BEING HUMAN

BEING HUMAN

(director/writer: Bill Forsyth; cinematographer: Michael Coulter; editor: Michael Ellis; music: Michael Gibbs; cast: Robin Williams (Hector), Theresa Russell (Narrator), Robert Carlyle (Priest), Kelly Hunter (Deirdre), John Turturro (Lucinnius), Anna Galiena (Beatrice, Widow), Bill Nighy (Julian), Lindsay Crouse (Janet), Vincent D’Onofrio (Priest), Hector Elizando (Dom Paulo), Lizzy McInnerny (Ursula), Jonathan Hyde (Francisco), Grace Mahlaba (Thalia), Lorraine Bracco (Anna), Helen Miller (Betsy), Charles Miller (Thomas), William H. Macy (Boris); Runtime: 122; MPAA Rating: PG-13; producers: Robert F. Colseberry/David Puttnam; WB Archive Collection; 1994)

“Never comes to a boil.”

Reviewed by Dennis Schwartz

Scottish filmmaker Bill Forsyth (“Local Hero”/”That Sinking Feeling”/”Breaking In”) creates a most original and ambitious idiosyncratic film, that tries to capture what it’s like to be human during different historical periods. The unclassifiable pic, with no detectable general audience to target, bombed on its American release and Warner Brothers put it on the shelf and sent it back to the director to make it more cinema friendly for a re-release. This came a year later when Forsyth added an unseen voice-over narration presented throughout by Theresa Russell, who starts off telling us “This is the story of a story.”

It’s an innovative but murky film, perhaps following along the lines of DW Griffith’s epic silent of Intolerance, that turns out too understated and flat to excite, as its five fables presented in different historical periods, though well-conceived and executed, never comes to a boil. Viewed as a whole, it seems quite satisfying because of its freshness and intelligent perceptions and quirky comedy in such bleak settings. The five vignettes center around a troubled character named Hector, who is played throughout by a subdued and credible Robin Williams. The stories interlock, but not in a seamless fashion. Each Hector fights to survive his bitter fate, tries to find love and a place where to belong while also trying to go back home to his lost loved ones, and always faces the great challenges of a being human in a sometimes unjust and cruel world.

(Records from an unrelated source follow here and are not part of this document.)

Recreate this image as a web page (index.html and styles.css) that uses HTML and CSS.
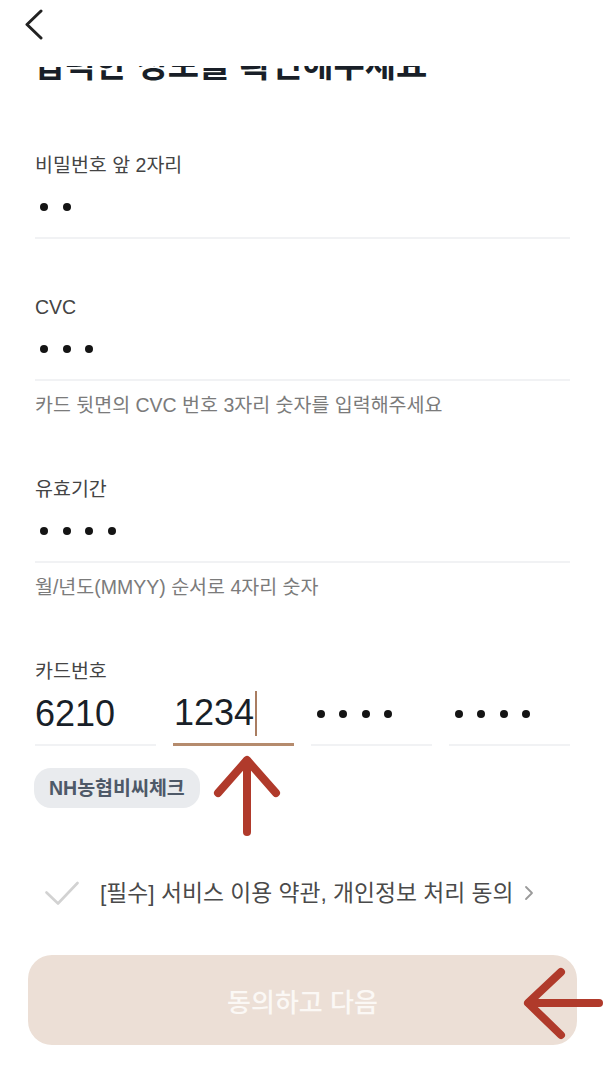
FILE: index.html
```html
<!DOCTYPE html>
<html lang="ko">
<head>
<meta charset="utf-8">
<title>카드 정보 확인</title>
<link rel="stylesheet" href="styles.css">
</head>
<body>
<div class="page">
  <header class="topbar">
    <button class="back" type="button" aria-label="뒤로">
      <svg width="20" height="32" viewBox="0 0 20 32"><polyline points="17,3 3,16.5 17,30" fill="none" stroke="#222" stroke-width="3" stroke-linecap="round" stroke-linejoin="round"/></svg>
    </button>
  </header>
  <div class="title-clip"><h1 class="title">입력한 정보를 확인해주세요</h1></div>

  <div class="form">
    <div class="field f1">
      <div class="label">비밀번호 앞 2자리</div>
      <div class="input"><span class="dots"><i></i><i></i></span></div>
    </div>

    <div class="field f2">
      <div class="label">CVC</div>
      <div class="input"><span class="dots"><i></i><i></i><i></i></span></div>
      <div class="helper">카드 뒷면의 CVC 번호 3자리 숫자를 입력해주세요</div>
    </div>

    <div class="field f3">
      <div class="label">유효기간</div>
      <div class="input"><span class="dots"><i></i><i></i><i></i><i></i></span></div>
      <div class="helper">월/년도(MMYY) 순서로 4자리 숫자</div>
    </div>

    <div class="field f4">
      <div class="label">카드번호</div>
      <div class="card-row">
        <div class="cell"><span class="num">6210</span></div>
        <div class="cell active"><span class="num">1234</span><span class="caret"></span></div>
        <div class="cell"><span class="dots card"><i></i><i></i><i></i><i></i></span></div>
        <div class="cell"><span class="dots card"><i></i><i></i><i></i><i></i></span></div>
      </div>
    </div>

    <div class="chip">NH농협비씨체크</div>

    <div class="agree">
      <svg class="check" width="34" height="26" viewBox="0 0 34 26"><polyline points="1.5,12.5 13,23.5 32.5,3" fill="none" stroke="#d2d2d2" stroke-width="2.6" stroke-linecap="round" stroke-linejoin="round"/></svg>
      <span class="agree-text">[필수] 서비스 이용 약관, 개인정보 처리 동의</span>
      <svg class="more" width="10" height="16" viewBox="0 0 10 16"><polyline points="2,2 8,8 2,14" fill="none" stroke="#9a9a9a" stroke-width="1.8" stroke-linecap="round" stroke-linejoin="round"/></svg>
    </div>
  </div>

  <div class="footer">
    <button class="next" type="button">동의하고 다음</button>
  </div>

  <svg class="mark mark-up" width="76" height="90" viewBox="0 0 76 90"><g fill="none" stroke="#b03a2b" stroke-width="8" stroke-linecap="round" stroke-linejoin="round"><polyline points="8,41 37,8 66,41"/><line x1="37" y1="9" x2="37" y2="80"/></g></svg>
  <svg class="mark mark-left" width="90" height="84" viewBox="0 0 90 84"><g fill="none" stroke="#b03a2b" stroke-width="8" stroke-linecap="round" stroke-linejoin="round"><polyline points="43,10 10,41 43,73"/><line x1="11" y1="41" x2="81" y2="41"/></g></svg>
</div>
</body>
</html>
```

FILE: styles.css
```css
* { box-sizing: border-box; }

html, body {
  margin: 0;
  padding: 0;
  background: #ffffff;
}

body {
  font-family: "Liberation Sans", "Noto Sans CJK KR", sans-serif;
  color: #191f28;
}

.page {
  position: relative;
  width: 608px;
  height: 1070px;
  overflow: hidden;
}

.topbar {
  height: 66px;
  padding: 8px 0 0 24px;
}

.back {
  display: block;
  border: 0;
  background: none;
  padding: 0;
  margin: 0;
  width: 20px;
  height: 32px;
}

.back svg { display: block; }

.title-clip {
  height: 20px;
  overflow: hidden;
  padding-left: 33px;
}

.title {
  margin: -20px 0 0 0;
  font-family: "Noto Sans CJK KR", sans-serif;
  font-size: 34px;
  line-height: 34px;
  font-weight: 700;
  color: #191f28;
  white-space: nowrap;
}

.form {
  padding: 0 38px 0 35px;
}

.field { display: flex; flex-direction: column; }
.f1 { margin-top: 67px; }
.f2 { margin-top: 56px; }
.f3 { margin-top: 62px; }
.f4 { margin-top: 62px; }

.label {
  font-size: 19.5px;
  line-height: 24px;
  height: 24px;
  color: #444444;
}

.input {
  height: 62px;
  display: flex;
  align-items: center;
  border-bottom: 2px solid #f1f2f4;
}

.dots {
  display: flex;
  gap: 14.5px;
  padding-left: 5px;
}

.dots i {
  display: block;
  width: 8px;
  height: 8px;
  border-radius: 50%;
  background: #141414;
}

.dots.card { padding-left: 6px; gap: 14.3px; }

.helper {
  margin-top: 14px;
  font-size: 19.5px;
  line-height: 20px;
  color: #7b7b7b;
}

.card-row {
  display: grid;
  grid-template-columns: repeat(4, 1fr);
  column-gap: 17px;
}

.cell {
  height: 63px;
  display: flex;
  align-items: center;
  border-bottom: 2px solid #f1f2f4;
}

.cell.active {
  border-bottom: 3px solid #b58b6d;
}

.num {
  font-size: 36px;
  line-height: 40px;
  color: #191f28;
}

.cell.active .num { margin-left: 1px; }

.caret {
  display: block;
  width: 1.5px;
  height: 45px;
  background: #a97d61;
  margin-left: 1px;
}

.chip {
  margin-top: 22px;
  align-self: flex-start;
  display: inline-block;
  height: 40px;
  padding: 0 15px;
  border-radius: 17px;
  background: #e9ebee;
  font-size: 19.5px;
  line-height: 40px;
  font-weight: 700;
  color: #4e5968;
  margin-left: -1px;
}

.agree {
  margin-top: 70px;
  height: 30px;
  display: flex;
  align-items: center;
  padding-left: 10px;
}

.check { display: block; flex: none; }

.agree-text {
  margin-left: 21px;
  font-size: 22.8px;
  line-height: 30px;
  color: #4a4a4a;
  white-space: nowrap;
}

.more { display: block; margin-left: 10px; flex: none; }

.footer {
  padding: 0 31px 0 28px;
  margin-top: 47px;
}

.next {
  display: block;
  width: 100%;
  height: 90px;
  border: 0;
  border-radius: 24px;
  background: #ecdfd6;
  color: #fbf8f5;
  font-family: "Noto Sans CJK KR", sans-serif;
  font-size: 26px;
  font-weight: 500;
}

.mark {
  position: absolute;
  display: block;
}

.mark-up { left: 210px; top: 752px; }
.mark-left { left: 518px; top: 962px; }
```
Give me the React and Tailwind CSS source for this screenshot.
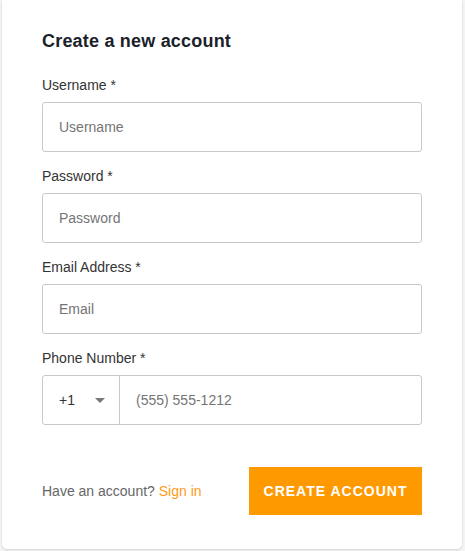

It spans a period of 6,000 years that begins in the Bronze Age, with caveman Hector losing his family to raiders. Hector is next magically transported to Rome as a slave to his foolish master Lucinnius (John Turturro), and has to use his wits to survive a forced suicide and gains his freedom when his master commits suicide. Hector next turns up as a medieval wanderer, riding in a wagon along the war-torn countryside, and meets the lovely widow Beatrice (Anna Galiena). Though she speaks a foreign language he doesn’t understand, he goes to her humble farmhouse to meet her two children and elderly mom. But he splits in the morning, feeling guilty he has stopped looking for his lost family and admits that not speaking the same language is a problem. Hector is next seen as a Portuguese nobleman shipwrecked on a North African beach and feeling despondent because his beautiful girlfriend Ursula (Lizzy McInnerny) has dumped him for the nobleman Francisco (Jonathan Hyde). Hector borrows Francisco’s custom-made leather leg-high boots to walk from Africa back to Lisbon, and leaves the lovers on the beach with the other stranded Portuguese travelers. Finally, in the modern-age, Hector is a stressed-out Manhattan resident and landlord, who spent two years in jail for cooking his company’s books and now is real estate partners with the shady former jailbird Boris (William H. Macy). Hector is anxious about spending a week-end at his Long Island beach-house with his two kids (Helen & Charles Miller) and reconciling with them, after being estranged from them ever since he was divorced and his wife re-married.

All the low-key stories coalesce into a gentle piece about what it is like to go through the human experience, that is strangely moving and somewhat provocative despite missing some spice to make it more tasty.